• _Problem details_
State how many lines of the data contain the word "this", and write nothing besides the number.

--------------------------------

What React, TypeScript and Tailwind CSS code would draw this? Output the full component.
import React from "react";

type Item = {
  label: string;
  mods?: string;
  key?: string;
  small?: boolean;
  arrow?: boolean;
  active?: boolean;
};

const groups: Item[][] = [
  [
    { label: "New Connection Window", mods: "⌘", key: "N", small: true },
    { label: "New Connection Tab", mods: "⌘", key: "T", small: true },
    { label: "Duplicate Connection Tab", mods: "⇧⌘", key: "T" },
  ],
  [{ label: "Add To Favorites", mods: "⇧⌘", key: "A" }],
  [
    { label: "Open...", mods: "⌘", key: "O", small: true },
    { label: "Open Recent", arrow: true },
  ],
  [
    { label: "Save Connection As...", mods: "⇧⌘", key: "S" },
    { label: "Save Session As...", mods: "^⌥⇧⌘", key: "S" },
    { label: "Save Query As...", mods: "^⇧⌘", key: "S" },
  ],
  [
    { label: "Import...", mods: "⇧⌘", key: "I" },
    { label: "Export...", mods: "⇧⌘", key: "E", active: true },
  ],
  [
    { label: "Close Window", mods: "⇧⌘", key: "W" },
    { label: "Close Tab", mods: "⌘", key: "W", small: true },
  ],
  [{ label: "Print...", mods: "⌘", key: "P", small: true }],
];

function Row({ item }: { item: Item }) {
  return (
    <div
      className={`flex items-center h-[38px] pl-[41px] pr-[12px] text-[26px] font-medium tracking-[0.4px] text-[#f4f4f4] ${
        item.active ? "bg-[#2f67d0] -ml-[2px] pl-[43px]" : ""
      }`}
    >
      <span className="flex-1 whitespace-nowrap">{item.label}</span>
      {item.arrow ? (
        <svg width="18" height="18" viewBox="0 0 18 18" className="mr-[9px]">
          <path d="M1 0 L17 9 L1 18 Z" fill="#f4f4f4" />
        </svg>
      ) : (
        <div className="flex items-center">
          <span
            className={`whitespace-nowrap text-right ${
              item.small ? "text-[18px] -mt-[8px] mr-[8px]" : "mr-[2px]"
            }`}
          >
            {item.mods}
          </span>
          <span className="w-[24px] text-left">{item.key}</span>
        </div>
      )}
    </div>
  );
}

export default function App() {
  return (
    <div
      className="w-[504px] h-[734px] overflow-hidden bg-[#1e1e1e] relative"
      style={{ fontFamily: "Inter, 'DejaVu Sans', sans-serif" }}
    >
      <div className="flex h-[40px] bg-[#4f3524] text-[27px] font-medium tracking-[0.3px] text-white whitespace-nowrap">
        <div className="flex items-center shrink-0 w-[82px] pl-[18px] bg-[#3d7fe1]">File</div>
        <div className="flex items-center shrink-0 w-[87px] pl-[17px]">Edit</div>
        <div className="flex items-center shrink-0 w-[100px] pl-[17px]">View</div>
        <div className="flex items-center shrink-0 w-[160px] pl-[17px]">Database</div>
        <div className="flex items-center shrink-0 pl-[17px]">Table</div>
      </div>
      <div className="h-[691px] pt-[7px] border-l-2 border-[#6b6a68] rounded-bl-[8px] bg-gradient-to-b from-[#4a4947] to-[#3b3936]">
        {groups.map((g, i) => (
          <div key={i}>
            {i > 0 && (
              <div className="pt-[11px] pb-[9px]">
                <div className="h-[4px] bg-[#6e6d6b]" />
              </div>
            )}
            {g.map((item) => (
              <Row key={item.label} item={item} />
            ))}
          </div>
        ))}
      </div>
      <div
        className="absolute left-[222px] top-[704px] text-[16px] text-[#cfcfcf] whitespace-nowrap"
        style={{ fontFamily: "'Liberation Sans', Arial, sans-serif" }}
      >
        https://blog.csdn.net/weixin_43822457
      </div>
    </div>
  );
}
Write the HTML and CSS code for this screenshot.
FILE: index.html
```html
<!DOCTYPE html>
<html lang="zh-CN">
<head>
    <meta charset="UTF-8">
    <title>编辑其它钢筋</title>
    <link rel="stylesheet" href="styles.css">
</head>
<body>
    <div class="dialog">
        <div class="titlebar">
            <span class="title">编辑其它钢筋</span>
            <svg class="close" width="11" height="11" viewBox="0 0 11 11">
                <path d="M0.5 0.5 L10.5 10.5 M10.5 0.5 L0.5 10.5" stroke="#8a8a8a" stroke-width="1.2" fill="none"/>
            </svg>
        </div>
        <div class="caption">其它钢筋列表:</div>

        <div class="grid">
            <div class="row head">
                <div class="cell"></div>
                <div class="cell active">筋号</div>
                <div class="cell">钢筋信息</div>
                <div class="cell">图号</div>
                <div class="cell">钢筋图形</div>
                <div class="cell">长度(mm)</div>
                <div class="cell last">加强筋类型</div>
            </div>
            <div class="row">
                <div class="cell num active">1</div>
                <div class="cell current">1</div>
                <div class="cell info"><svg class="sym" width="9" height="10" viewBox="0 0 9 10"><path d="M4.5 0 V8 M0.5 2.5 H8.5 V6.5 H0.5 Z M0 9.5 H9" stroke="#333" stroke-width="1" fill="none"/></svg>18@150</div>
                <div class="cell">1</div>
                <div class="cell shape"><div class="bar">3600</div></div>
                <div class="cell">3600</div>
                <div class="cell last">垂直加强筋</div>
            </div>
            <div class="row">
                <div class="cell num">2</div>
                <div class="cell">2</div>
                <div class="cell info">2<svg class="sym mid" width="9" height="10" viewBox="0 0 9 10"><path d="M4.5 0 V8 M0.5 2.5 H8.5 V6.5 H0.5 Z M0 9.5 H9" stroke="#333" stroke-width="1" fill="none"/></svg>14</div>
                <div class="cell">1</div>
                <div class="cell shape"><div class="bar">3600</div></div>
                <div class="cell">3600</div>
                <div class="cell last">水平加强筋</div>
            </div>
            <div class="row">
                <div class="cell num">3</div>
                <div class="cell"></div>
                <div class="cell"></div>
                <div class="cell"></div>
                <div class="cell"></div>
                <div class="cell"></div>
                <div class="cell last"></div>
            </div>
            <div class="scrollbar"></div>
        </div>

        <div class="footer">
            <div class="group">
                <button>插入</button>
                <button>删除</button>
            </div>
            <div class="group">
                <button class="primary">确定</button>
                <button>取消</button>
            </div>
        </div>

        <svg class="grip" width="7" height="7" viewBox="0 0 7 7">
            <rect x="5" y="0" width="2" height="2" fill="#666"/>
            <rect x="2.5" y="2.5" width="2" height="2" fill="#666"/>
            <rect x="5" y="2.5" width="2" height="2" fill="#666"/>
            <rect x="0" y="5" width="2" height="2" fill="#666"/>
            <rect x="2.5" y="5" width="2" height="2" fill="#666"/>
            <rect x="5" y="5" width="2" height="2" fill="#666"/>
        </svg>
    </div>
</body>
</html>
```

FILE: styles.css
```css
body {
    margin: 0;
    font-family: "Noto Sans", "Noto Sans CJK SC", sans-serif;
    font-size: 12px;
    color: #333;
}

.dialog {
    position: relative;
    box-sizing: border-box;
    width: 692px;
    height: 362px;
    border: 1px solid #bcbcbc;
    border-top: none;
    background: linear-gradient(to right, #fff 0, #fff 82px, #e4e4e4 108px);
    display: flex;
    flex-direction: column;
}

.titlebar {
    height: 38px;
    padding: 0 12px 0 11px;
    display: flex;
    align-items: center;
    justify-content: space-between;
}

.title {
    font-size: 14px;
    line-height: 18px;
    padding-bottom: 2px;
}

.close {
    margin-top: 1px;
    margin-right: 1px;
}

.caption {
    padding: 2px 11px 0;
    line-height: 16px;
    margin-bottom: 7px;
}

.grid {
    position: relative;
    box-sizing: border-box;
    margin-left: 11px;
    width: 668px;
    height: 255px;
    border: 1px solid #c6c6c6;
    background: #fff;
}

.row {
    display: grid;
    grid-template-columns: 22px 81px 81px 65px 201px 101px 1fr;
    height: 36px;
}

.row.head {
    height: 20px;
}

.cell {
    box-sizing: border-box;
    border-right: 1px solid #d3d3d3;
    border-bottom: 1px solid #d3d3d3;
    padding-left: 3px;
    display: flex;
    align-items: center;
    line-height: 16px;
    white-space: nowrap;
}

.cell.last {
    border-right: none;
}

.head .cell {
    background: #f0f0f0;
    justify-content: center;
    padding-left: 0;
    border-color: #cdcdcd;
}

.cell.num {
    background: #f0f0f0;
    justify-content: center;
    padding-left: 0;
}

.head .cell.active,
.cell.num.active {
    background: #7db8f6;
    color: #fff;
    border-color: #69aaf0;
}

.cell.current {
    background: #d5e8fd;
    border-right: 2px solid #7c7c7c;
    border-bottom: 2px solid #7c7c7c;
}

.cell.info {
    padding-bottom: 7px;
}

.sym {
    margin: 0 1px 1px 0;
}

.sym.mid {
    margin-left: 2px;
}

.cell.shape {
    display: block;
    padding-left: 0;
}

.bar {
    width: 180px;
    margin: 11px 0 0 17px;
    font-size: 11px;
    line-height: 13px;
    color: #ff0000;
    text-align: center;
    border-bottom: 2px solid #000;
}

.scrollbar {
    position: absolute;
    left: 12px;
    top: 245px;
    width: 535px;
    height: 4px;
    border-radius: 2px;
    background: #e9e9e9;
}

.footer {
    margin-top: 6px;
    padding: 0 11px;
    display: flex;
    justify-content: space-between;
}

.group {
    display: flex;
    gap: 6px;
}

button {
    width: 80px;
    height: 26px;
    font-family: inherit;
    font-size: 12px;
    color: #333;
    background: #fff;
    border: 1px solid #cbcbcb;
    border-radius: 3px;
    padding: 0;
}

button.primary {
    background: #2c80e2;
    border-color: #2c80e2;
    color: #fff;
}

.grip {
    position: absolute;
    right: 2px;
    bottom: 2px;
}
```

--------------------------------

• _Complete answer_
2